■ WHAT TO DO
Within the data that follows, how many lines carry the string "index"? Give the number alone.

[Pages as source code]
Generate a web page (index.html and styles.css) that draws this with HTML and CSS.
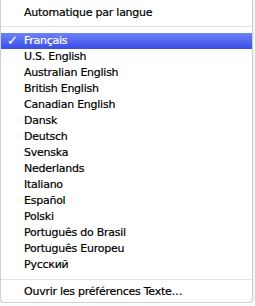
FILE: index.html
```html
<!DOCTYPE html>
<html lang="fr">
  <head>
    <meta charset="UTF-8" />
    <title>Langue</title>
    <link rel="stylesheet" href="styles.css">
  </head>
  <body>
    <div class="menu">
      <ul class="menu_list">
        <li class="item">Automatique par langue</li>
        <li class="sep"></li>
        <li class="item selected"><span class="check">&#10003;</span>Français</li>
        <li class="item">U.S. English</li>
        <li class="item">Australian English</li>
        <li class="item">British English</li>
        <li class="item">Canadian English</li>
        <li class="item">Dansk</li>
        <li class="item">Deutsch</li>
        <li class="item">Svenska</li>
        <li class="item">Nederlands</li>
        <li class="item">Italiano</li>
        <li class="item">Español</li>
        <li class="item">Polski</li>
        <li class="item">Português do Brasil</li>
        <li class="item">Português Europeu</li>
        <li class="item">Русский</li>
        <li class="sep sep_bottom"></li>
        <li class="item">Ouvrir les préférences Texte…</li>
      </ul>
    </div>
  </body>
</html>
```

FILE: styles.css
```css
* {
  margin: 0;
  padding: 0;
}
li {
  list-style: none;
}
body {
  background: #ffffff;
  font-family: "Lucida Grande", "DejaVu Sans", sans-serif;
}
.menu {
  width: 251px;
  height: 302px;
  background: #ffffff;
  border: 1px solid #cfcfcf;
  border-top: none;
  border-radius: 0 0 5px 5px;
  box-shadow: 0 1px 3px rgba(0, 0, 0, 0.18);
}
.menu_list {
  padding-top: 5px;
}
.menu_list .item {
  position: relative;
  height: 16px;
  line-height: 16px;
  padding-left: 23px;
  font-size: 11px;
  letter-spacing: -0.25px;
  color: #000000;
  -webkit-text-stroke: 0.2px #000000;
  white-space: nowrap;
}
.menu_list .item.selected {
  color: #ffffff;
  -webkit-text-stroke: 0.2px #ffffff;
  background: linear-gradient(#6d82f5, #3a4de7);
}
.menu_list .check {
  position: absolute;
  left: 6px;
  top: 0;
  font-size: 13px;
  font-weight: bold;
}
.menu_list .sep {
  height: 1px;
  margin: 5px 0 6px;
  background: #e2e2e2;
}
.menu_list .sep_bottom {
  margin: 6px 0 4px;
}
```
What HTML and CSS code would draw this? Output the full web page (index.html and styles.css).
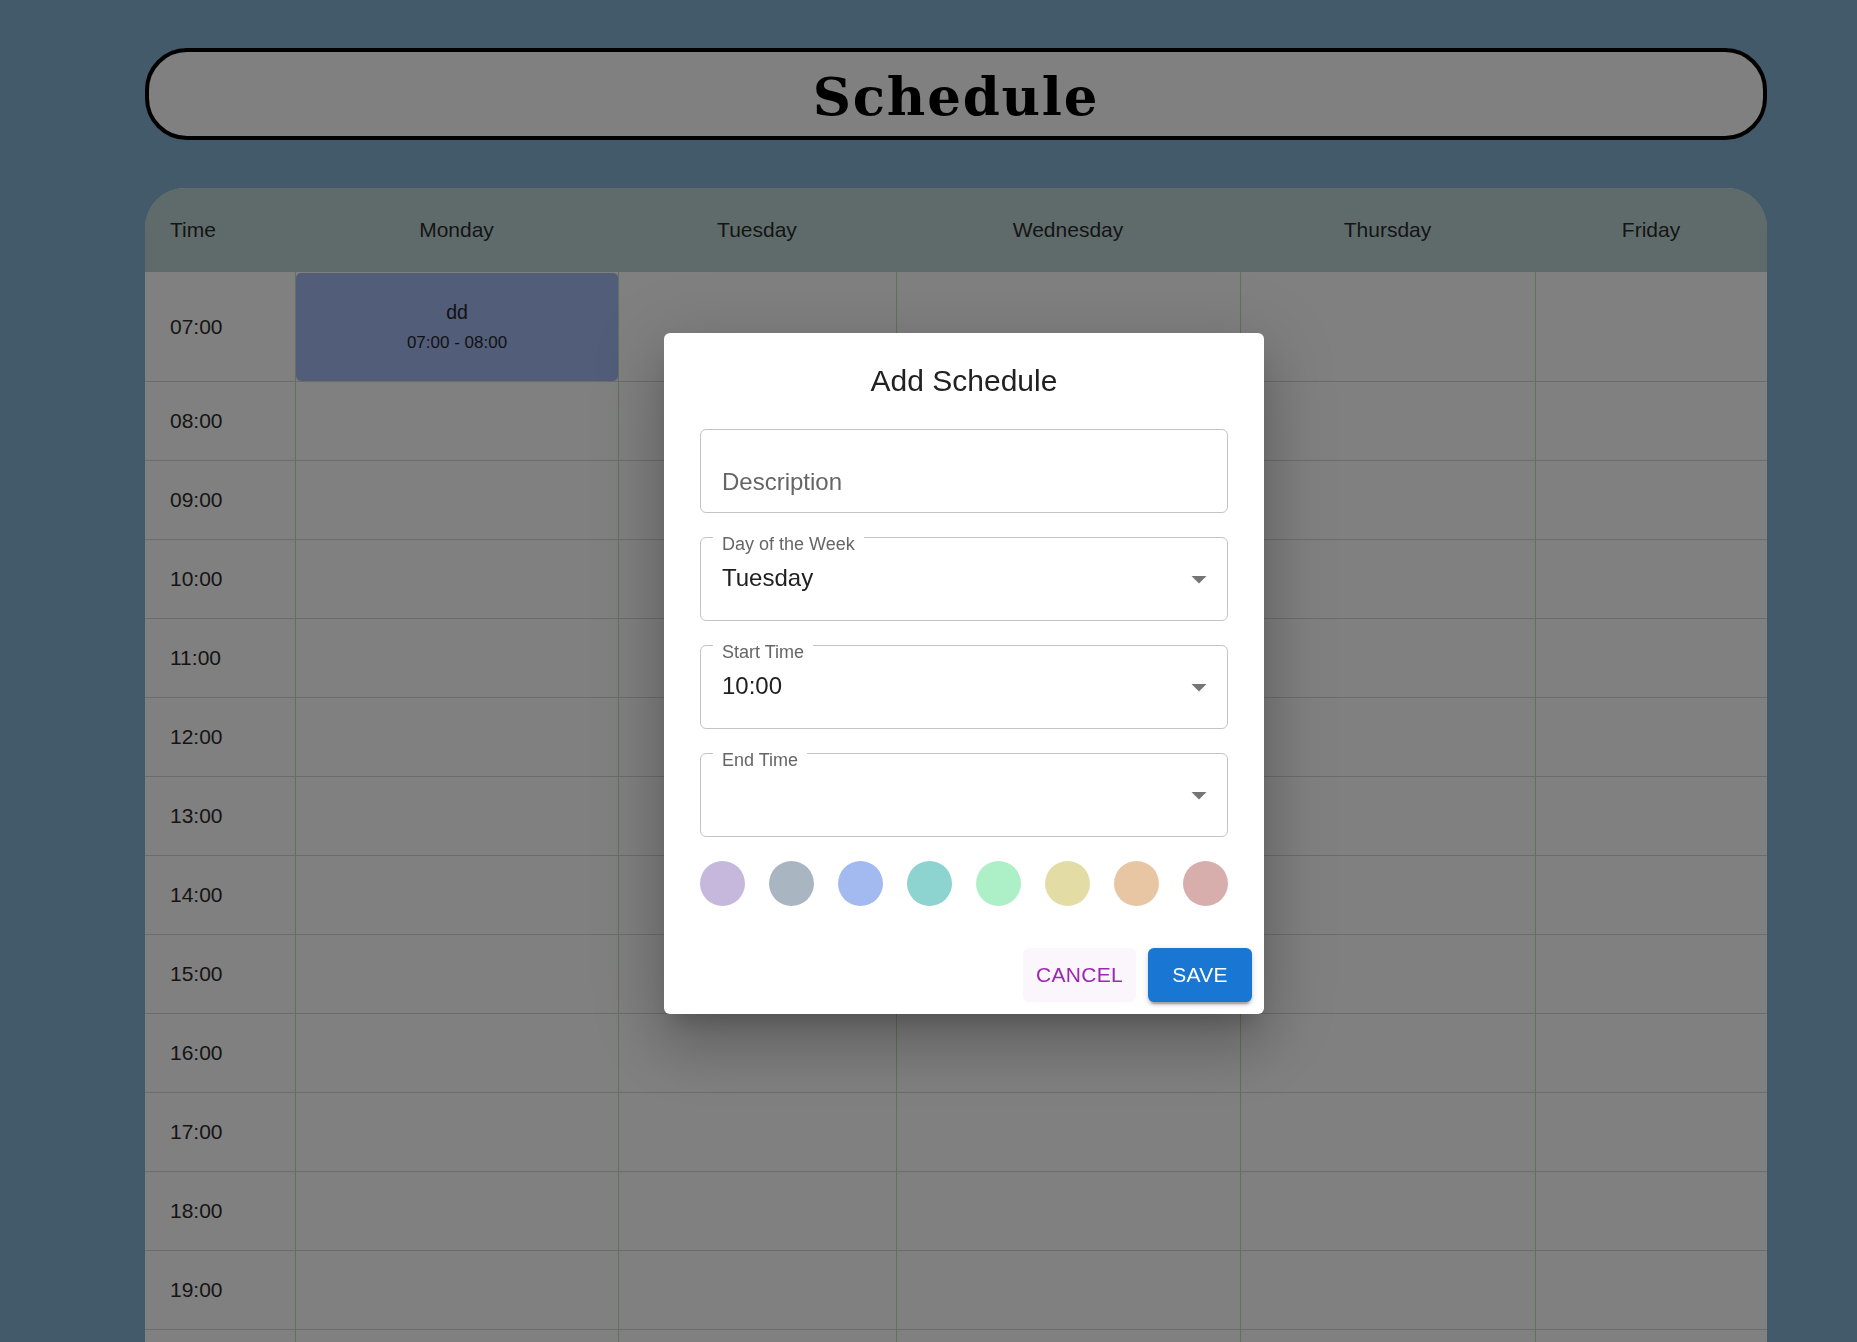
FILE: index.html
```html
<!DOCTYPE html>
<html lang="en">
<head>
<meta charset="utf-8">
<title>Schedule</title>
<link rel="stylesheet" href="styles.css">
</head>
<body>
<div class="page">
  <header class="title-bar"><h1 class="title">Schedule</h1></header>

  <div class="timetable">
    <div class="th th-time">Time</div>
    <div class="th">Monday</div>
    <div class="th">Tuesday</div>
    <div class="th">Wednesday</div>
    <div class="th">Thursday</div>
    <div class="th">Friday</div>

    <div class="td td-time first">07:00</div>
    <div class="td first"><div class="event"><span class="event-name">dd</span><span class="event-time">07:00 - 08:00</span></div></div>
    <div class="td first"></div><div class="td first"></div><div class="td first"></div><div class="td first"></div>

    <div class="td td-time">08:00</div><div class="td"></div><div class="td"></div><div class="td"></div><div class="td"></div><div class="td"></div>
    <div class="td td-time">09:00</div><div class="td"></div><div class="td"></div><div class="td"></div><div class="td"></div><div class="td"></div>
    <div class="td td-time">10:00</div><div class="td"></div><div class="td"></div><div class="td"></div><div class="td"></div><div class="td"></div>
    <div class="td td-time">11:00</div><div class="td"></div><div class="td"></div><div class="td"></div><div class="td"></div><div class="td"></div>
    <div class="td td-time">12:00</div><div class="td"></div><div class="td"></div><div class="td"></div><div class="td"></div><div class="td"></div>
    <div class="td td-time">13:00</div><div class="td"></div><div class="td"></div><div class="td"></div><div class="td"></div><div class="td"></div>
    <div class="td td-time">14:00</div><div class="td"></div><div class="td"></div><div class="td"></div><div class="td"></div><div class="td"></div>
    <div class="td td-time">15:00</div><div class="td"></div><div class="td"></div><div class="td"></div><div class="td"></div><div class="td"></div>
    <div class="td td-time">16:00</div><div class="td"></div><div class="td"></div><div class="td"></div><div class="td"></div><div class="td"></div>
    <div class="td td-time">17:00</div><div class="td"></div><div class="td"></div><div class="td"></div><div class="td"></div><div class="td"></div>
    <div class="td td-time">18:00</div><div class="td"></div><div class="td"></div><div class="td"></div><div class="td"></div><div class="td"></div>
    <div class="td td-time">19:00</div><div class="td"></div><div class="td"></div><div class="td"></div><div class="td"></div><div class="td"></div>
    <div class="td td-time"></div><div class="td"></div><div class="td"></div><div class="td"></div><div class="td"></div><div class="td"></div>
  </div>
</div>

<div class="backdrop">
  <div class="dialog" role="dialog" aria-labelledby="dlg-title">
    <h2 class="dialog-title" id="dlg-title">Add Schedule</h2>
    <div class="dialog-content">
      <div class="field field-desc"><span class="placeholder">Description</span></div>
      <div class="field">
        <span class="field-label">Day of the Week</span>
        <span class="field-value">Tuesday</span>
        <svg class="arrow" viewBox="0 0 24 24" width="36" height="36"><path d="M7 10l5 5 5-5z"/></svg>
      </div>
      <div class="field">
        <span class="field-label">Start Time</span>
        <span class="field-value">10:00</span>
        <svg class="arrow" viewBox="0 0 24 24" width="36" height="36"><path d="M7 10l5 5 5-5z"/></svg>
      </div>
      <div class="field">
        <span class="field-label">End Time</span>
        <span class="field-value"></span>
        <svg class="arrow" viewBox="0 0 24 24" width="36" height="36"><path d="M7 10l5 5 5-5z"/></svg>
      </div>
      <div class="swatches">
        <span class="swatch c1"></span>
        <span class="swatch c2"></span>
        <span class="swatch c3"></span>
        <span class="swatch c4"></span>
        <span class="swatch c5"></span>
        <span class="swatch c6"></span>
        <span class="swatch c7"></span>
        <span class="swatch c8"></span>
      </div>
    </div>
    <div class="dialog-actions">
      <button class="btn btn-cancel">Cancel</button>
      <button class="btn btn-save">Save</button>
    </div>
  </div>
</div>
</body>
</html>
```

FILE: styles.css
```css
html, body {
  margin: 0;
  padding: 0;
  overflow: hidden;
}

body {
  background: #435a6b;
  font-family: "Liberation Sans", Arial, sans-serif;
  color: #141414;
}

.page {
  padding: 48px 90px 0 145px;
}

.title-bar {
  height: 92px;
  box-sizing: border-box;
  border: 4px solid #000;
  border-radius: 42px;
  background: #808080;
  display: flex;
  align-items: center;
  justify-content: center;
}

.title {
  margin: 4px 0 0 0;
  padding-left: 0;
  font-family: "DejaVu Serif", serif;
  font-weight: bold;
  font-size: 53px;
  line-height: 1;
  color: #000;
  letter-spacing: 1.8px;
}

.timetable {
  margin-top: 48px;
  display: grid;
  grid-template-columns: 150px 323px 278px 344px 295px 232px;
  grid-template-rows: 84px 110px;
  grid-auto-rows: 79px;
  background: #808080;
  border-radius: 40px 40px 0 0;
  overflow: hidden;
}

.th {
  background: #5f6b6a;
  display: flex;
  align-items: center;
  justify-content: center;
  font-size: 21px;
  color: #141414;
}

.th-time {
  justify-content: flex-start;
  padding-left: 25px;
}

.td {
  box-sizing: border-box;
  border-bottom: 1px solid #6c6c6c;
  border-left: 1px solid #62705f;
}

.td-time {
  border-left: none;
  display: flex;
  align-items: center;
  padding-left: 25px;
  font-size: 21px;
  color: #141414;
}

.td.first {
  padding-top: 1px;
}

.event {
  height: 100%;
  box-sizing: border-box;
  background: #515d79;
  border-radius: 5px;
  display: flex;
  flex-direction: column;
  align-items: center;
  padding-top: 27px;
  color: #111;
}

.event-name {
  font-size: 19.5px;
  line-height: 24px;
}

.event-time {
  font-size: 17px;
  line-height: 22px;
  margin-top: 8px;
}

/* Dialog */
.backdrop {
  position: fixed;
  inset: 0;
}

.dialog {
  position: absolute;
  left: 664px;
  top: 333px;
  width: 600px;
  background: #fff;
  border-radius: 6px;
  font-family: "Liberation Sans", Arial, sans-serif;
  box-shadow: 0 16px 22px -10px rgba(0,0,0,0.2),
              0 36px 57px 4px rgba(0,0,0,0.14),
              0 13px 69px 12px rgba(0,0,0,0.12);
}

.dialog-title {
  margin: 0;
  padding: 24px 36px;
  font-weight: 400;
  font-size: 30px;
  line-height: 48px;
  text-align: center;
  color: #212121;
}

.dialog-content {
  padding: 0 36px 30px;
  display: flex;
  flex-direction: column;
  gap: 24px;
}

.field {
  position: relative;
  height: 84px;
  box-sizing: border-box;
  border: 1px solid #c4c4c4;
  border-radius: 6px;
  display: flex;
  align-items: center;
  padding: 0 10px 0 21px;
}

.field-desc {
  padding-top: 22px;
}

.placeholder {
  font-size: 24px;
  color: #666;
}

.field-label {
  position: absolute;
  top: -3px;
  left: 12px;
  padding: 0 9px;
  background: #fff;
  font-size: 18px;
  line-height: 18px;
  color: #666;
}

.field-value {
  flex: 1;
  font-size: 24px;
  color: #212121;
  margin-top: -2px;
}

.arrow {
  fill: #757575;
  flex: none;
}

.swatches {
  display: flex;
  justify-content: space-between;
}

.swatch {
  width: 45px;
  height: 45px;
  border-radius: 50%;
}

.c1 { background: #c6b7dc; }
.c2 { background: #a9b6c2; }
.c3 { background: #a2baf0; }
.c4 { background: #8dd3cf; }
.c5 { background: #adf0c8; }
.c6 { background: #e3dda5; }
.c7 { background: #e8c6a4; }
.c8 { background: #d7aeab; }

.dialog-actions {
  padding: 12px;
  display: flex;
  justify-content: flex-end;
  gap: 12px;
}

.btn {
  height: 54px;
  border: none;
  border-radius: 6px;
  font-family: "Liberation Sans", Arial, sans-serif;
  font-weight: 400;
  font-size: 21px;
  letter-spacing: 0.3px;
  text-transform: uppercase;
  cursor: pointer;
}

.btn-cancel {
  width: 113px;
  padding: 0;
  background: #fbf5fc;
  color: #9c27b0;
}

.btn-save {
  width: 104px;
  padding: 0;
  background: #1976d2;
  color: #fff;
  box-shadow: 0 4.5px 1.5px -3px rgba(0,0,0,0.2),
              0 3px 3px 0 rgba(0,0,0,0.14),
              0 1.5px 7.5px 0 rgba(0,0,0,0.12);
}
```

■ EXERCISE ANSWER
4